SHORT PROBLEM: Please write out the lines of the data exactly, beginning with the first and ending with the line containing "<cost-app></cost-app>"; leave the pictures behind.

STORED DATA:
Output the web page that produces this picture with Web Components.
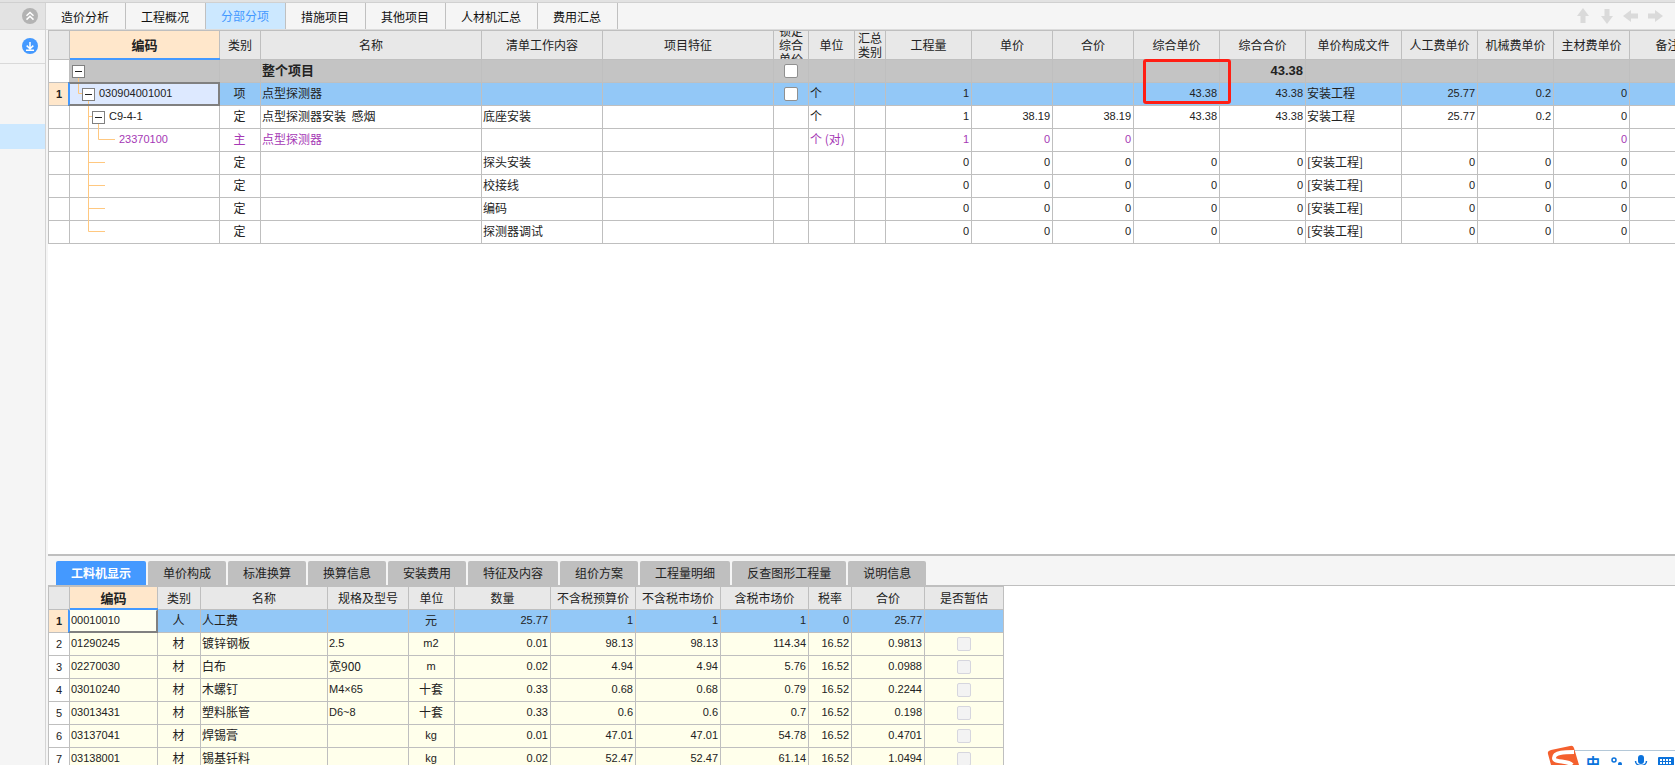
<!DOCTYPE html>
<html lang="zh-CN">
<head>
<meta charset="utf-8">
<title>分部分项</title>
<style>
  html, body { margin: 0; height: 100%; }
  body { font: 12px/18px "Noto Sans CJK SC", sans-serif; color: #222; background: #fff; overflow: hidden; }
</style>
</head>
<body>
<cost-app></cost-app>

<script>
/* Grid data. Columns: t title, w width, a alignment, key = frozen code column.
   Rows: n row number, c row style, v cell values, tree = guide lines of the code cell. */
const trunk = 'M18.5 0V23M18.5 10.5H35';
const work = (name, d = trunk) => ({
  tree: { w: 35, d },
  v: ['', '定', '', name, '', '', '', '', '0', '0', '0', '0', '0', '[安装工程]', '0', '0', '0', '']
});
const GRIDS = {
  items: {
    columns: [
      { t: '编码', w: 150, key: true }, { t: '类别', w: 41, a: 'mid' }, { t: '名称', w: 221 },
      { t: '清单工作内容', w: 121 }, { t: '项目特征', w: 171 }, { t: '锁定综合单价', w: 35, a: 'mid', wrap: true },
      { t: '单位', w: 46 }, { t: '汇总类别', w: 31, wrap: true }, { t: '工程量', w: 86, a: 'num' },
      { t: '单价', w: 81, a: 'num' }, { t: '合价', w: 81, a: 'num' }, { t: '综合单价', w: 86, a: 'num' },
      { t: '综合合价', w: 86, a: 'num' }, { t: '单价构成文件', w: 96 }, { t: '人工费单价', w: 76, a: 'num' },
      { t: '机械费单价', w: 76, a: 'num' }, { t: '主材费单价', w: 76, a: 'num' }, { t: '备注', w: 76 }
    ],
    rows: [
      { c: 'sum', mark: 11, tree: { w: 2, d: 'M8.5 17V23', box: true },
        v: ['', '', '整个项目', '', '', '[ ]', '', '', '', '', '', '', '43.38'] },
      { n: '1', c: 'on', tree: { w: 12, d: 'M8.5 0V10.5H12M18.5 17V23', box: true },
        v: ['030904001001', '项', '点型探测器', '', '', '[ ]', '个', '', '1', '', '', '43.38', '43.38', '安装工程', '25.77', '0.2', '0'] },
      { tree: { w: 22, d: 'M18.5 0V23M18.5 10.5H22M28.5 17V23', box: true },
        v: ['C9-4-1', '定', '点型探测器安装&nbsp; 感烟', '底座安装', '', '', '个', '', '1', '38.19', '38.19', '43.38', '43.38', '安装工程', '25.77', '0.2', '0'] },
      { c: 'sub', tree: { w: 45, d: 'M18.5 0V23M28.5 0V10.5H45' },
        v: ['23370100', '主', '点型探测器', '', '', '', '个 (对)', '', '1', '0', '0', '', '', '', '', '', '0'] },
      work('探头安装'), work('校接线'), work('编码'), work('探测器调试', 'M18.5 0V10.5H35')
    ]
  },
  resources: {
    columns: [
      { t: '编码', w: 88, key: true }, { t: '类别', w: 43, a: 'mid' }, { t: '名称', w: 127 },
      { t: '规格及型号', w: 81 }, { t: '单位', w: 46, a: 'mid' }, { t: '数量', w: 96, a: 'num' },
      { t: '不含税预算价', w: 85, a: 'num' }, { t: '不含税市场价', w: 85, a: 'num' },
      { t: '含税市场价', w: 88, a: 'num' }, { t: '税率', w: 43, a: 'num' }, { t: '合价', w: 73, a: 'num' },
      { t: '是否暂估', w: 79, a: 'mid' }
    ],
    rows: [
      { n: '1', c: 'on', v: ['00010010', '人', '人工费', '', '元', '25.77', '1', '1', '1', '0', '25.77', ''] },
      { n: '2', v: ['01290245', '材', '镀锌钢板', '2.5', 'm2', '0.01', '98.13', '98.13', '114.34', '16.52', '0.9813', '[-]'] },
      { n: '3', v: ['02270030', '材', '白布', '宽900', 'm', '0.02', '4.94', '4.94', '5.76', '16.52', '0.0988', '[-]'] },
      { n: '4', v: ['03010240', '材', '木螺钉', 'M4×65', '十套', '0.33', '0.68', '0.68', '0.79', '16.52', '0.2244', '[-]'] },
      { n: '5', v: ['03013431', '材', '塑料胀管', 'D6~8', '十套', '0.33', '0.6', '0.6', '0.7', '16.52', '0.198', '[-]'] },
      { n: '6', v: ['03137041', '材', '焊锡膏', '', 'kg', '0.01', '47.01', '47.01', '54.78', '16.52', '0.4701', '[-]'] },
      { n: '7', v: ['03138001', '材', '锡基钎料', '', 'kg', '0.02', '52.47', '52.47', '61.14', '16.52', '1.0494', '[-]'] }
    ]
  }
};

const define = (name, html, setup) => {
  const tpl = document.createElement('template');
  tpl.innerHTML = html;
  customElements.define(name, class extends HTMLElement {
    connectedCallback() {
      if (this.shadowRoot) return;
      const root = this.attachShadow({ mode: 'open' });
      root.append(tpl.content.cloneNode(true));
      if (setup) setup(this, root);
    }
  });
};

/* ---------- Left rail ---------- */
define('side-rail', `
<style>
  :host { display: flex; flex-direction: column; background: #f5f5f5; border-right: 1px solid #d4d4d4; }
  button { box-sizing: border-box; display: flex; align-items: center; justify-content: flex-end; padding: 0 7px 0 0; border: 0; background: none; width: 100%; }
  .fold { height: 27px; background: #e3e3e3; border-bottom: 1px solid #d9d9d9; }
  .load { height: 34px; padding-bottom: 2px; border-bottom: 1px solid #d9d9d9; }
  .current { height: 25px; margin-top: 60px; background: #cce8ff; }
  svg { display: block; }
</style>
<button class="fold" aria-label="收起">
  <svg width="16" height="16" viewBox="0 0 16 16"><circle cx="8" cy="8" r="8" fill="#b3b3b3"/><path d="M4.5 7.8L8 4.5l3.5 3.3M4.5 11.6L8 8.3l3.5 3.3" fill="none" stroke="#fff" stroke-width="1.5"/></svg>
</button>
<button class="load" aria-label="下载">
  <svg width="16" height="16" viewBox="0 0 16 16"><circle cx="8" cy="8" r="8" fill="#4499ff"/><path d="M8 4v7M4.7 7.6L8 10.8l3.3-3.2M4 12.3h8" fill="none" stroke="#fff" stroke-width="1.5"/></svg>
</button>
<div class="current"></div>`);

/* ---------- Page tabs with move arrows ---------- */
define('page-tabs', `
<style>
  :host { display: flex; align-items: stretch; height: 26px; background: #f5f5f5; border-bottom: 1px solid #dcdcdc; }
  nav { display: flex; }
  ::slotted(button) { font: inherit; color: #111; background: none; border: 0; border-right: 1px solid #c0c0c0; margin: 0; padding: 2px 16px 0 15px; }
  ::slotted(button[aria-selected="true"]) { background: #cce8ff; color: #4499ff; padding-top: 0; }
  .move { display: flex; align-items: center; gap: 8px; margin-left: auto; padding: 0 12px 0 0; }
  .move button { border: 0; background: none; padding: 0; width: 16px; height: 16px; }
  svg { display: block; fill: #dadada; }
</style>
<nav role="tablist"><slot></slot></nav>
<div class="move">
  <button aria-label="上移"><svg width="16" height="16"><path d="M8 0l6 8h-3.5v7h-5V8H2z"/></svg></button>
  <button aria-label="下移"><svg width="16" height="16"><path d="M8 16l6-8h-3.5V1h-5v7H2z"/></svg></button>
  <button aria-label="左移"><svg width="16" height="16"><path d="M0 8l8-6v3.5h7v5H8V14z"/></svg></button>
  <button aria-label="右移"><svg width="16" height="16"><path d="M16 8L8 2v3.5H1v5h7V14z"/></svg></button>
</div>`);

/* ---------- Detail tabs ---------- */
define('detail-tabs', `
<style>
  :host { display: flex; gap: 2px; padding: 5px 8px 0; height: 24px; background: #f5f5f5; border-bottom: 1px solid #bfbfbf; }
  ::slotted(button) { font: inherit; color: #222; background: #bfbfbf; border: 0; border-radius: 2px 2px 0 0; margin: 0; padding: 0 15px; }
  ::slotted(button[aria-selected="true"]) { background: #4499ff; color: #fff; font-weight: 700; }
</style>
<slot></slot>`);

/* ---------- Spreadsheet grid ---------- */
define('data-grid', `
<style>
  :host { display: block; overflow: hidden; background: #fff; }
  table { table-layout: fixed; width: 0; border-collapse: separate; border-spacing: 0; border: solid #bfbfbf; border-width: 1px 0 0 1px; }
  th, td { position: relative; box-sizing: border-box; height: 23px; padding: 0 2px 2px 1px; border: solid #bfbfbf; border-width: 0 1px 1px 0; white-space: nowrap; overflow: hidden; vertical-align: middle; text-align: left; }
  th { padding: 0 3px; background: #e8e8e8; font-weight: 400; text-align: center; }
  :host([tall]) thead th { height: 29px; }
  .wrap { display: flex; align-items: center; justify-content: center; height: 28px; line-height: 14px; overflow: hidden; white-space: normal; }
  .key { background: #ffe7cb; font-weight: 700; font-size: 13px; overflow: visible; z-index: 2; }
  .key::after { content: ""; position: absolute; left: 0; right: -1px; bottom: -1px; height: 2px; background: #4499ff; }
  .num { text-align: right; }
  .mid { text-align: center; }
  .latin { font-family: "Liberation Sans", "Noto Sans CJK SC", sans-serif; font-size: 11px; }
  tbody td { background: var(--cell, #fff); }
  tbody th { background: #fff; }
  .sum td { background: #c4c4c4; font-weight: 700; font-size: 13px; }
  .on td { background: #93c8f7; }
  .on th { background: #ffe7cb; font-weight: 700; }
  .sub td { color: #a538b5; }
  td.code { overflow: visible; }
  .on td.code { background: var(--active, #dde9ff); z-index: 1; }
  .on td.code::after { content: ""; position: absolute; inset: -1px -1px -1px -2px; border: 2px solid #808080; border-left-color: #4499ff; border-top-color: var(--active-top, #808080); }
  td.tree, td.check { padding: 0; }
  .node { display: flex; align-items: center; height: 22px; }
  .node svg { flex: none; overflow: visible; }
  .node button { flex: none; position: relative; z-index: 1; width: 13px; height: 13px; padding: 0; border: 1px solid #808080; background: #fff; }
  .node button::before { content: ""; display: block; width: 7px; height: 1px; margin: 0 auto; background: #222; }
  .node span { padding: 0 0 2px 4px; }
  input { appearance: none; box-sizing: border-box; display: block; width: 14px; height: 14px; margin: 0 auto; border: 1px solid #909090; border-radius: 2px; background: #fff; }
  input:disabled { border-color: #d6d6de; background: #f3f3f3; }
  td.marked { overflow: visible; }
  .mark { position: absolute; z-index: 3; left: 9px; top: -1px; width: 82px; height: 39px; border: 3px solid #ff1e14; border-radius: 3px; }
</style>
<table><colgroup></colgroup><thead></thead><tbody></tbody></table>`, (host, root) => {
  const { columns, rows } = GRIDS[host.getAttribute('source')];
  const plain = s => /^[\x20-\x7e×]*$/.test(s);
  root.querySelector('colgroup').innerHTML =
    '<col style="width:21px">' + columns.map(c => `<col style="width:${c.w}px">`).join('');
  root.querySelector('thead').innerHTML = '<tr><th></th>' + columns.map(c =>
    `<th scope="col" class="${c.key ? 'key' : ''}">${c.wrap ? `<div class="wrap">${c.t}</div>` : c.t}</th>`).join('') + '</tr>';
  root.querySelector('tbody').innerHTML = rows.map(r => {
    const cells = columns.map((c, i) => {
      const v = r.v[i] ?? '';
      const cls = [c.a || '', c.key ? 'code' : ''];
      let body = v;
      if (v === '[ ]' || v === '[-]') {
        cls.push('check');
        body = `<input type="checkbox" aria-label="${c.t}"${v === '[-]' ? ' disabled' : ''}>`;
      } else if (c.key && r.tree) {
        const { w, d, box } = r.tree;
        cls.push('tree', 'latin');
        body = `<div class="node"><svg width="${w}" height="22"><path d="${d}" fill="none" stroke="#ffc880"/></svg>` +
          (box ? '<button aria-label="折叠"></button>' : '') + (v ? `<span>${v}</span>` : '') + '</div>';
      } else if (v && plain(v) && r.c !== 'sum') cls.push('latin');
      else if (v && plain(v)) body = `<span style="font-family:'Liberation Sans',sans-serif">${v}</span>`;
      if (r.mark === i) { cls.push('marked'); body += '<div class="mark"></div>'; }
      return `<td class="${cls.join(' ').trim()}">${body}</td>`;
    }).join('');
    return `<tr class="${r.c || ''}"><th scope="row" class="latin">${r.n || ''}</th>${cells}</tr>`;
  }).join('');
});

/* ---------- Input-method bar ---------- */
define('ime-bar', `
<style>
  :host { position: fixed; right: 0; bottom: 0; z-index: 5; display: flex; align-items: flex-end; height: 20px; overflow: hidden; color: #0a72dc; }
  .logo { position: relative; z-index: 1; margin-right: -8px; }
  .bar { display: flex; align-items: flex-start; gap: 10px; height: 14px; padding: 0 1px 0 14px; border-top: 1px solid #b4c8d8; background: #fff; }
  b { font-size: 14px; line-height: 22px; }
  svg { display: block; flex: none; }
</style>
<svg class="logo" width="33" height="20" viewBox="0 0 33 20"><path d="M1 9Q0 6 4 5L23 1q3-1 4 2l5 17H4z" fill="#f4602e"/><path d="M27 7C19 7 7 7 7 13c0 5 14 2 18 7" fill="none" stroke="#fff" stroke-width="4"/></svg>
<div class="bar">
  <b>中</b>
  <svg width="14" height="14"><circle cx="4" cy="9" r="2" fill="none" stroke="currentColor" stroke-width="1.5"/><circle cx="10" cy="13" r="2" fill="currentColor"/></svg>
  <svg width="14" height="14"><rect x="4" y="4" width="6" height="9" rx="3" fill="currentColor"/><path d="M1.5 10c0 6 11 6 11 0" fill="none" stroke="currentColor" stroke-width="1.5"/></svg>
  <svg width="16" height="14"><rect y="6" width="16" height="11" rx="1" fill="currentColor"/><path d="M2 9h12M2 12h12" stroke="#fff" stroke-width="2" stroke-dasharray="2 1"/></svg>
</div>`);

/* ---------- Application shell ---------- */
define('cost-app', `
<style>
  :host { display: grid; grid-template: 3px minmax(0, 1fr) / 46px minmax(0, 1fr); height: 100vh; background: #f5f5f5; }
  .top { grid-column: 1 / -1; box-sizing: border-box; background: #e2e2e2; border-bottom: 1px solid #d0d0d0; }
  main { display: flex; flex-direction: column; min-width: 0; }
  .upper { flex: 1; margin-left: 2px; }
  .lower { flex: 0 0 211px; display: flex; flex-direction: column; margin-left: 2px; box-sizing: border-box; border-top: 2px solid #bfbfbf; overflow: hidden; --cell: #ffffeb; --active: #fffff0; --active-top: transparent; }
  .lower data-grid { flex: 1; }
</style>
<div class="top"></div>
<side-rail></side-rail>
<main>
  <page-tabs>
    <button role="tab">造价分析</button><button role="tab">工程概况</button><button role="tab" aria-selected="true">分部分项</button><button role="tab">措施项目</button><button role="tab">其他项目</button><button role="tab">人材机汇总</button><button role="tab">费用汇总</button>
  </page-tabs>
  <data-grid class="upper" source="items" tall></data-grid>
  <section class="lower">
    <detail-tabs role="tablist">
      <button role="tab" aria-selected="true">工料机显示</button><button role="tab">单价构成</button><button role="tab">标准换算</button><button role="tab">换算信息</button><button role="tab">安装费用</button><button role="tab">特征及内容</button><button role="tab">组价方案</button><button role="tab">工程量明细</button><button role="tab">反查图形工程量</button><button role="tab">说明信息</button>
    </detail-tabs>
    <data-grid source="resources"></data-grid>
  </section>
</main>
<ime-bar></ime-bar>`);
</script>
</body>
</html>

EXERCISE RESULT:
Output the web page that produces this picture with Web Components.
<!DOCTYPE html>
<html lang="zh-CN">
<head>
<meta charset="utf-8">
<title>分部分项</title>
<style>
  html, body { margin: 0; height: 100%; }
  body { font: 12px/18px "Noto Sans CJK SC", sans-serif; color: #222; background: #fff; overflow: hidden; }
</style>
</head>
<body>
<cost-app></cost-app>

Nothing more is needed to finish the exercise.